Stored data:
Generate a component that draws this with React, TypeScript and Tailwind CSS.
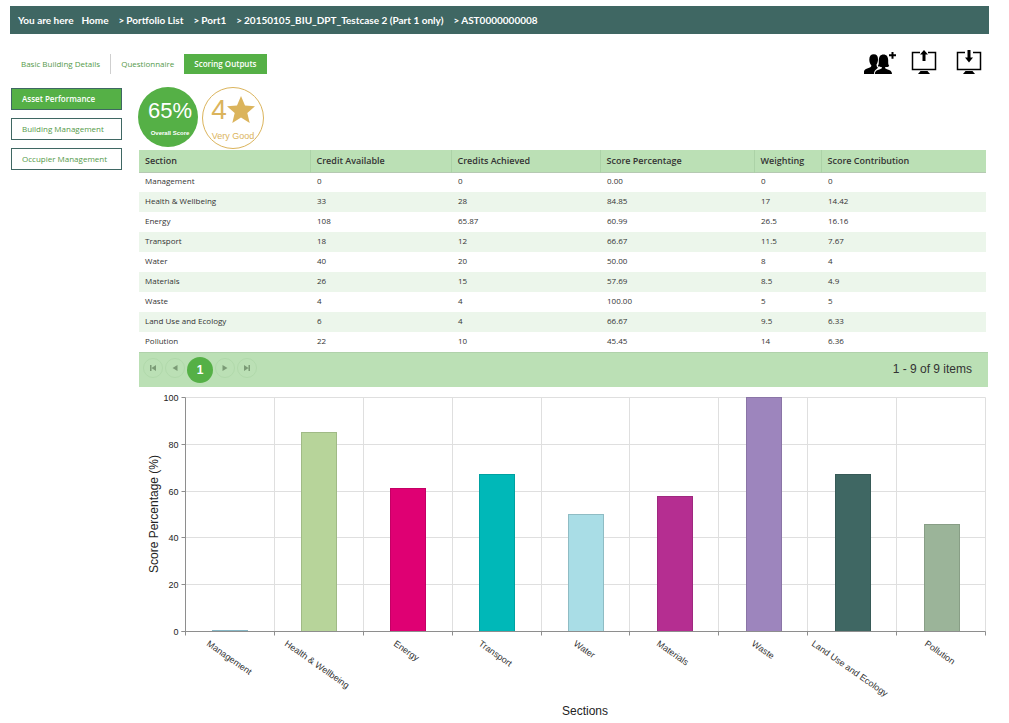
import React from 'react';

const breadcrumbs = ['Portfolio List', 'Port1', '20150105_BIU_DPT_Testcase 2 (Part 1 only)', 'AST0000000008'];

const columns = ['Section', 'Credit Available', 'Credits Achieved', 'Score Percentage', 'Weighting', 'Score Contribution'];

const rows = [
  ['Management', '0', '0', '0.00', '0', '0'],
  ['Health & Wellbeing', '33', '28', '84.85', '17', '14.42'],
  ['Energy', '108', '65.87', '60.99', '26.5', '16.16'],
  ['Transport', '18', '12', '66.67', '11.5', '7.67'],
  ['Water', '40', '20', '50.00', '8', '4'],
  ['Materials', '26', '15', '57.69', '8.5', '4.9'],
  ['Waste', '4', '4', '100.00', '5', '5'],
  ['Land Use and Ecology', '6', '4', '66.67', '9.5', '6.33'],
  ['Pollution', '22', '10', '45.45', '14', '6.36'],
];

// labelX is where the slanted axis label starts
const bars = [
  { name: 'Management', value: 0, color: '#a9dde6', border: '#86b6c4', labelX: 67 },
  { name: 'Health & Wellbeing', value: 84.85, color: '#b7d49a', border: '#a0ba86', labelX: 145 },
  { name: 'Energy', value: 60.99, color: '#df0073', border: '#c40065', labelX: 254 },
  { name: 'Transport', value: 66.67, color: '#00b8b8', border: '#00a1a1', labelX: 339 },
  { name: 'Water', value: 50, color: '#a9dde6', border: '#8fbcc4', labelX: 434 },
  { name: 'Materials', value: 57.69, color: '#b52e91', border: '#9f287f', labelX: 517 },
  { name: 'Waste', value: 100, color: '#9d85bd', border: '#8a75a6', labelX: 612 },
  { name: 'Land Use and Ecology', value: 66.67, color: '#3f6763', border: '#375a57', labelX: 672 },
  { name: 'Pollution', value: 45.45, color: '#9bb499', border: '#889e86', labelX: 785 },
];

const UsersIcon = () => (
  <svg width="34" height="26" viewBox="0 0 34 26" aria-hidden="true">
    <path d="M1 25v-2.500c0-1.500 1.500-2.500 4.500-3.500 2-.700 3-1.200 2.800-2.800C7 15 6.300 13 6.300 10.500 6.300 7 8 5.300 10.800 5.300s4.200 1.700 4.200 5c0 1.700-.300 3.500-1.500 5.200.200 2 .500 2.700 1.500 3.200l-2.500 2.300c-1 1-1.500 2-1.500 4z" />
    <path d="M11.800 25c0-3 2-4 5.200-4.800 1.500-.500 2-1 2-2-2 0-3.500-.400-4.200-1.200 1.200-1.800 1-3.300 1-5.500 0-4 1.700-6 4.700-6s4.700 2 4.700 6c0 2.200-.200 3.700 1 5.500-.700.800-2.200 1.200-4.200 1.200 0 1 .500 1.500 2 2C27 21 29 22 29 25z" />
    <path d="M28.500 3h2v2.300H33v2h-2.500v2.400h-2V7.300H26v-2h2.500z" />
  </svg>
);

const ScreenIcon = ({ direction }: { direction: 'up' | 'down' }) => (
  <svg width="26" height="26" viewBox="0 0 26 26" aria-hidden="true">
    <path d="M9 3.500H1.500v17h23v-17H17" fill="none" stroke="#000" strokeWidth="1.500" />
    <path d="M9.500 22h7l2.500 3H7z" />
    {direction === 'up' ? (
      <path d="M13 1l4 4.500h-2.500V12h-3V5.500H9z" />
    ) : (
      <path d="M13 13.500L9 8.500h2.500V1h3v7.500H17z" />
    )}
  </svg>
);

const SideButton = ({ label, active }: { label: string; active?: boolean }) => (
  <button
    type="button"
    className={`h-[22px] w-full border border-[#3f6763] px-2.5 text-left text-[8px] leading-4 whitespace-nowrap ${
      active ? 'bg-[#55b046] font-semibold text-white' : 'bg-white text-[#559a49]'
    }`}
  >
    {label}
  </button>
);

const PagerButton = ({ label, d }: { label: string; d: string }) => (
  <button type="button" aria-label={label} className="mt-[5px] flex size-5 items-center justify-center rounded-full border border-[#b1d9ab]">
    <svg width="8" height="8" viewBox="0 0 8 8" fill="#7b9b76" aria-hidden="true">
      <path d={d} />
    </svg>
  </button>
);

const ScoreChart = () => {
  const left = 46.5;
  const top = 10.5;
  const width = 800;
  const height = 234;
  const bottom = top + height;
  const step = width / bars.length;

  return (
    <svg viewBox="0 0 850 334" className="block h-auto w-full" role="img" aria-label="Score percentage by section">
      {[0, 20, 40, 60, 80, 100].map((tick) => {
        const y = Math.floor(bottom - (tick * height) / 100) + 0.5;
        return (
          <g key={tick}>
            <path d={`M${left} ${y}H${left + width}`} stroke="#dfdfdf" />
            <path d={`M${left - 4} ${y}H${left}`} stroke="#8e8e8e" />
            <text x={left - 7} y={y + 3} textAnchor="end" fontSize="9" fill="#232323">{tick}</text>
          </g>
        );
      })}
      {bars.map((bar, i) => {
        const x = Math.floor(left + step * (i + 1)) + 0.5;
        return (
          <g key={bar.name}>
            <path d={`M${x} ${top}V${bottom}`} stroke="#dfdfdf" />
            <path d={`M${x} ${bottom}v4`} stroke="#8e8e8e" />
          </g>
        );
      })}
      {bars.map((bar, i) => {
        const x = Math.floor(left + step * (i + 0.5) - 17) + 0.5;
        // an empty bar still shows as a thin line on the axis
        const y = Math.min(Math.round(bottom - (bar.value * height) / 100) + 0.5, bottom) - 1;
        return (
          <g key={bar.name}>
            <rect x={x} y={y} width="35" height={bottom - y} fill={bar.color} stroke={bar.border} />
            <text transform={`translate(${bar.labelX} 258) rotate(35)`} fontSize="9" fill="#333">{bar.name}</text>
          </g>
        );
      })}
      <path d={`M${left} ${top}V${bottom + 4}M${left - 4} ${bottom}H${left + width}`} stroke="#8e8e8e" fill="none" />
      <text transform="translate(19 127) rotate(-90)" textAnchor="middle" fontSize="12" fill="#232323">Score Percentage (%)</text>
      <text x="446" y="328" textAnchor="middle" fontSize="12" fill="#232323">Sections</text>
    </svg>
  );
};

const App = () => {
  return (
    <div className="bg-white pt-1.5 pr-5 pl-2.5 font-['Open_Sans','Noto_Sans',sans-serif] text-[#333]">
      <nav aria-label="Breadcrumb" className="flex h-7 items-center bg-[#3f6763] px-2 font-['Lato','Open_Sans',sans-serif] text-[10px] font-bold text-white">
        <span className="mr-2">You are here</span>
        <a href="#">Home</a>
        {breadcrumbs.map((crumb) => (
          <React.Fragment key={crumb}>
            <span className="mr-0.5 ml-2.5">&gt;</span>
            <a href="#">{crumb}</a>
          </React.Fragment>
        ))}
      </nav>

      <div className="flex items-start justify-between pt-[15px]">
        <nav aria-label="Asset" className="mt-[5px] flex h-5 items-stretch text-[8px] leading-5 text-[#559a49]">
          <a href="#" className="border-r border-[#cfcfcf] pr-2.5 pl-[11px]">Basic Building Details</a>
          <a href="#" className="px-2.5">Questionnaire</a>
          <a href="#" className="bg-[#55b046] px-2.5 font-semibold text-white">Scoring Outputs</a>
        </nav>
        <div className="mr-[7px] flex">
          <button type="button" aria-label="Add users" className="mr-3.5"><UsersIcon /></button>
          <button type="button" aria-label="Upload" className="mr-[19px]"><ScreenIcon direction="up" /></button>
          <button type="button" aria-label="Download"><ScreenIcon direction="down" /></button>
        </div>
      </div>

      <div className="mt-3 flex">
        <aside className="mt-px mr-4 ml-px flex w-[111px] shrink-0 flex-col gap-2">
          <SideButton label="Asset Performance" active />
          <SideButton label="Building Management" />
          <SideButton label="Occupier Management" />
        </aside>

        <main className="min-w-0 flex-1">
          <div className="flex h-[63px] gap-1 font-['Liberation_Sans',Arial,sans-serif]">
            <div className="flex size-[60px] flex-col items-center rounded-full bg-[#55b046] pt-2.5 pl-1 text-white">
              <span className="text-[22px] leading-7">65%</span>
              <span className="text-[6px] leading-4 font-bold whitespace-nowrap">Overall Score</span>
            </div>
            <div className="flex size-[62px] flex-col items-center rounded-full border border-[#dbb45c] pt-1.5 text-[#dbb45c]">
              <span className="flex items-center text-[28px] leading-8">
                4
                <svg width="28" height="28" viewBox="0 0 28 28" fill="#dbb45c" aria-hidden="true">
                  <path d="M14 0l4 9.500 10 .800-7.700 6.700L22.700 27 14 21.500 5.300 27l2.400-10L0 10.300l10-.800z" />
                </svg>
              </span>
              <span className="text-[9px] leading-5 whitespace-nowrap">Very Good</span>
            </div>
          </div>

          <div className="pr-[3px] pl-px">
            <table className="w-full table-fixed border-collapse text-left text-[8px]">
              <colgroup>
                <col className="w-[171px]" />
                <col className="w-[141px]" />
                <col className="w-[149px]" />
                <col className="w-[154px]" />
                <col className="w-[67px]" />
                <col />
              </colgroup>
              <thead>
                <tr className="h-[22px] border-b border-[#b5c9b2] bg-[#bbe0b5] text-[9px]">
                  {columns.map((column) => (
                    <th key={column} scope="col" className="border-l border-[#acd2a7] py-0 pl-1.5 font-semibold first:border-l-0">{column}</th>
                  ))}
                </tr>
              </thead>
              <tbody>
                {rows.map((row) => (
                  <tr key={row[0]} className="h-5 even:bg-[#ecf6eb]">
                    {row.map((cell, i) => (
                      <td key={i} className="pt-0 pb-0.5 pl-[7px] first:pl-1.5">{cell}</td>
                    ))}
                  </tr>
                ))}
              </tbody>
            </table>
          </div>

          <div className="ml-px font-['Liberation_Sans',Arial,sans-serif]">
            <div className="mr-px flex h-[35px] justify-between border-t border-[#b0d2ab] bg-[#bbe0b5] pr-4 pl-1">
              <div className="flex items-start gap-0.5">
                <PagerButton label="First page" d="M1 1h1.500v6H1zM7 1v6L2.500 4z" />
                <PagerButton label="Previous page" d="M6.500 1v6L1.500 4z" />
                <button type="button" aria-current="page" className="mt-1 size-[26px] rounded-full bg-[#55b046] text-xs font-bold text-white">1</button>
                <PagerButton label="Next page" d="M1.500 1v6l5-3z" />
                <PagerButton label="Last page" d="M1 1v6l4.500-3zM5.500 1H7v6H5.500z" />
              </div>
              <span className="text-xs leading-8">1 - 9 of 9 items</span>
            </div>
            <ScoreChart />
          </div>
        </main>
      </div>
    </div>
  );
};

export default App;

Problem to solve:
Output exactly the span of lines from the top of the listing through the line holding "const columns = ['Section', 'Credit", and leave every picture out.

Task response:
Generate a component that draws this with React, TypeScript and Tailwind CSS.
import React from 'react';

const breadcrumbs = ['Portfolio List', 'Port1', '20150105_BIU_DPT_Testcase 2 (Part 1 only)', 'AST0000000008'];

const columns = ['Section', 'Credit Available', 'Credits Achieved', 'Score Percentage', 'Weighting', 'Score Contribution'];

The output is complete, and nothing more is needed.